#### Entries provided
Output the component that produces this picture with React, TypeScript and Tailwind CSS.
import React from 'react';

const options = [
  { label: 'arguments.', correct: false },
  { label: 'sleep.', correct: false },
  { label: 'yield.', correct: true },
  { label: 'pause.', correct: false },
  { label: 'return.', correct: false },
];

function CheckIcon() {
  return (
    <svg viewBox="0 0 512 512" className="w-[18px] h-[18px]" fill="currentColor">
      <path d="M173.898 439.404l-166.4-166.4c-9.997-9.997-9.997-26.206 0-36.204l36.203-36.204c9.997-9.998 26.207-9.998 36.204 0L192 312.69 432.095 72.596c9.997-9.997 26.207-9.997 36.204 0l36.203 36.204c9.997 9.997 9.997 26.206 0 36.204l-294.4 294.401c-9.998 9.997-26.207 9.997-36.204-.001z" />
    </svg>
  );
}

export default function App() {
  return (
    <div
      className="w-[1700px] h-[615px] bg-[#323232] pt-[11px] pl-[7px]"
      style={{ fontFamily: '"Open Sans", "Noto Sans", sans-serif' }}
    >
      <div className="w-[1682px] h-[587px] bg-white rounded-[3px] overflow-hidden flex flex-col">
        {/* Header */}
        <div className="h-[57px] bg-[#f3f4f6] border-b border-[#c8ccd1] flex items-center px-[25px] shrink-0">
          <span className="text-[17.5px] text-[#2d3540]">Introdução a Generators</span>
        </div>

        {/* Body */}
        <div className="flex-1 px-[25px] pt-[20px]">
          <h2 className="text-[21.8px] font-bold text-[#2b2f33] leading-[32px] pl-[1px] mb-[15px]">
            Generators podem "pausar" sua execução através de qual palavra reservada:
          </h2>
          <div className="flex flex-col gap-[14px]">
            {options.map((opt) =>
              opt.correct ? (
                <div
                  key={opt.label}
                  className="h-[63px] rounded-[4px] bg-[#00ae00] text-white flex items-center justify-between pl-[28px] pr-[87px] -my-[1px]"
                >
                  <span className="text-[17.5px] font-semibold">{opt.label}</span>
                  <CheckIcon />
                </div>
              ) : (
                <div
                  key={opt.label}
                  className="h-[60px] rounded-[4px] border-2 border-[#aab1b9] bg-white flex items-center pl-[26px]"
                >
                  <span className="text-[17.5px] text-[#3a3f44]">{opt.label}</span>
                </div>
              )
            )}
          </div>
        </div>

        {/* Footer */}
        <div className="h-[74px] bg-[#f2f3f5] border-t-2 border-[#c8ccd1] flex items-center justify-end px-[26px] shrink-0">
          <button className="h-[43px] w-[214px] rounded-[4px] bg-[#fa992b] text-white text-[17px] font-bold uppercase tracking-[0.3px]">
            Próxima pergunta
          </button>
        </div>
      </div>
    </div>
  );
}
==
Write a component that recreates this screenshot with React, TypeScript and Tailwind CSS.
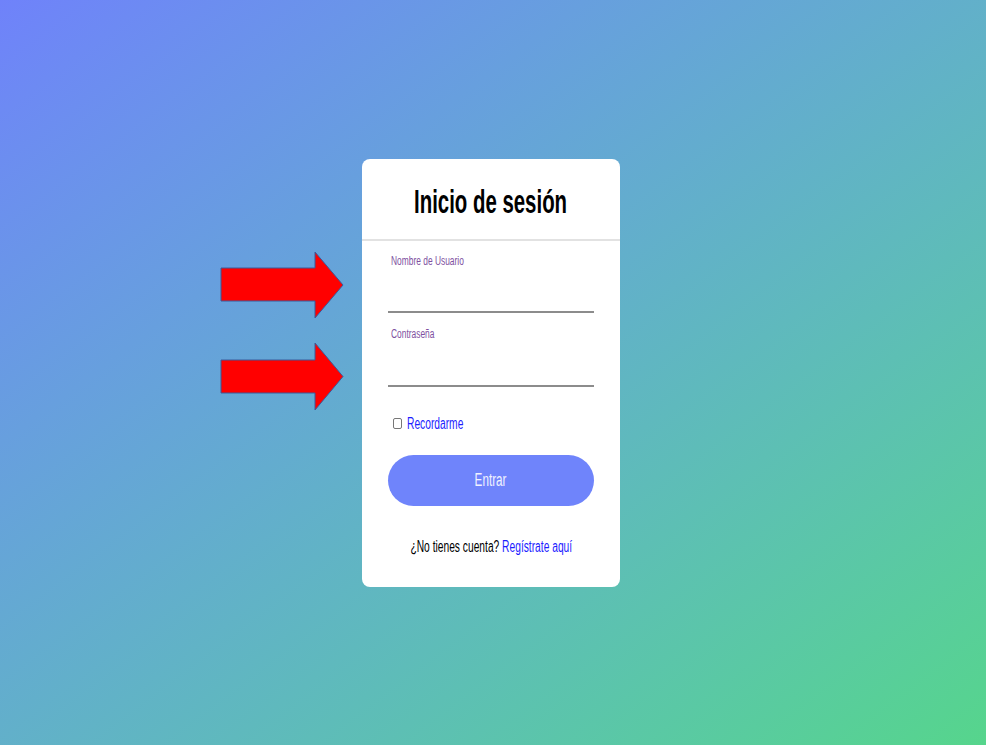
==
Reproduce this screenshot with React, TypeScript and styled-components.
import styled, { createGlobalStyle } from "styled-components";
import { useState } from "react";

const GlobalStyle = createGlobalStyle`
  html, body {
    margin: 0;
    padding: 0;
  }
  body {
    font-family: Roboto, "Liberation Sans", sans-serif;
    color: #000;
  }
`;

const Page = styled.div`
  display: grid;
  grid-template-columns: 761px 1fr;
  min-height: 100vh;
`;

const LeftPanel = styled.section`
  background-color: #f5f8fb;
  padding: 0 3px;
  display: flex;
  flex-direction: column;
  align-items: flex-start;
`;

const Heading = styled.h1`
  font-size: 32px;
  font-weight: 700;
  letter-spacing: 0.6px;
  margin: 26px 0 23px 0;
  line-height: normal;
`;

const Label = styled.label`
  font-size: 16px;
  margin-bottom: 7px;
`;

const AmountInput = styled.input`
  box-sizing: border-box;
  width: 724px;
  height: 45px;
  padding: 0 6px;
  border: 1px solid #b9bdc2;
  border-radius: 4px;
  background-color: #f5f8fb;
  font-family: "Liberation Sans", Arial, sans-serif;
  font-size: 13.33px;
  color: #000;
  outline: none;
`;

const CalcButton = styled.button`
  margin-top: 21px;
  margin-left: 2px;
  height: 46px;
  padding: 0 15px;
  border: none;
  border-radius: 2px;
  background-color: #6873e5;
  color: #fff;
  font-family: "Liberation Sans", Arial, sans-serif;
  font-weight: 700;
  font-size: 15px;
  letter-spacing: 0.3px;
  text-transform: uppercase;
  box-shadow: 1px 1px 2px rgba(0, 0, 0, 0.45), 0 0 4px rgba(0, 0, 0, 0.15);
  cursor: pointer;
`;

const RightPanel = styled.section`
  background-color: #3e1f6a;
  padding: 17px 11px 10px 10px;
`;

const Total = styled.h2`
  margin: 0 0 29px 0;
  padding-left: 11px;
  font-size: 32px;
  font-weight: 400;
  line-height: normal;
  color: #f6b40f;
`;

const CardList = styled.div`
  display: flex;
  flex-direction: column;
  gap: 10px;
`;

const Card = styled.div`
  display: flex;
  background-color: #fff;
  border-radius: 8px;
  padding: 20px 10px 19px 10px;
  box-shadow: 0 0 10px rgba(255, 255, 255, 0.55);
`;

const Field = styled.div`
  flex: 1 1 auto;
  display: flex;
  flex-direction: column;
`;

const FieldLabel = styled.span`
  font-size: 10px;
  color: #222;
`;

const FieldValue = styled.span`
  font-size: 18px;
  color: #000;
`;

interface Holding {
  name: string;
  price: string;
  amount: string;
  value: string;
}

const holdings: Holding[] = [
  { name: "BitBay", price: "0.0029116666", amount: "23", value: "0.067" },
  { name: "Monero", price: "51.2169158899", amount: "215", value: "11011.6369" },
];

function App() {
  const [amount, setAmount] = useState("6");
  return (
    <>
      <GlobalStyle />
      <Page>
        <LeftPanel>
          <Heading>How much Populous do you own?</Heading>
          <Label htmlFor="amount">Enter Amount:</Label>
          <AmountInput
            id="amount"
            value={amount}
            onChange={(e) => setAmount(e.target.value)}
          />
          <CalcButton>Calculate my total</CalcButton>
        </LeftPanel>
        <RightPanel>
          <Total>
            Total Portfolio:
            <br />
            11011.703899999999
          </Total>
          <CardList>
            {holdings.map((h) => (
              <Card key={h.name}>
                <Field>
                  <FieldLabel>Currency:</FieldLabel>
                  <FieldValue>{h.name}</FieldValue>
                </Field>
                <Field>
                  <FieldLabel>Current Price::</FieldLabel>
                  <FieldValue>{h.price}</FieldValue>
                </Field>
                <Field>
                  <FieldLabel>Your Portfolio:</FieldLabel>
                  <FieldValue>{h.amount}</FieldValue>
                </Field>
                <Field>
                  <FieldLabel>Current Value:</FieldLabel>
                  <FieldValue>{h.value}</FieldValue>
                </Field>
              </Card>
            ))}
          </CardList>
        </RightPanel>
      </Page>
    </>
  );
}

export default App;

#### Task prompt
Each line from the line containing "Output the component" through the line containing "import React from 'react';" is to be transcribed exactly, and no other line.

#### Answer to the task
Output the component that produces this picture with React, TypeScript and Tailwind CSS.
import React from 'react';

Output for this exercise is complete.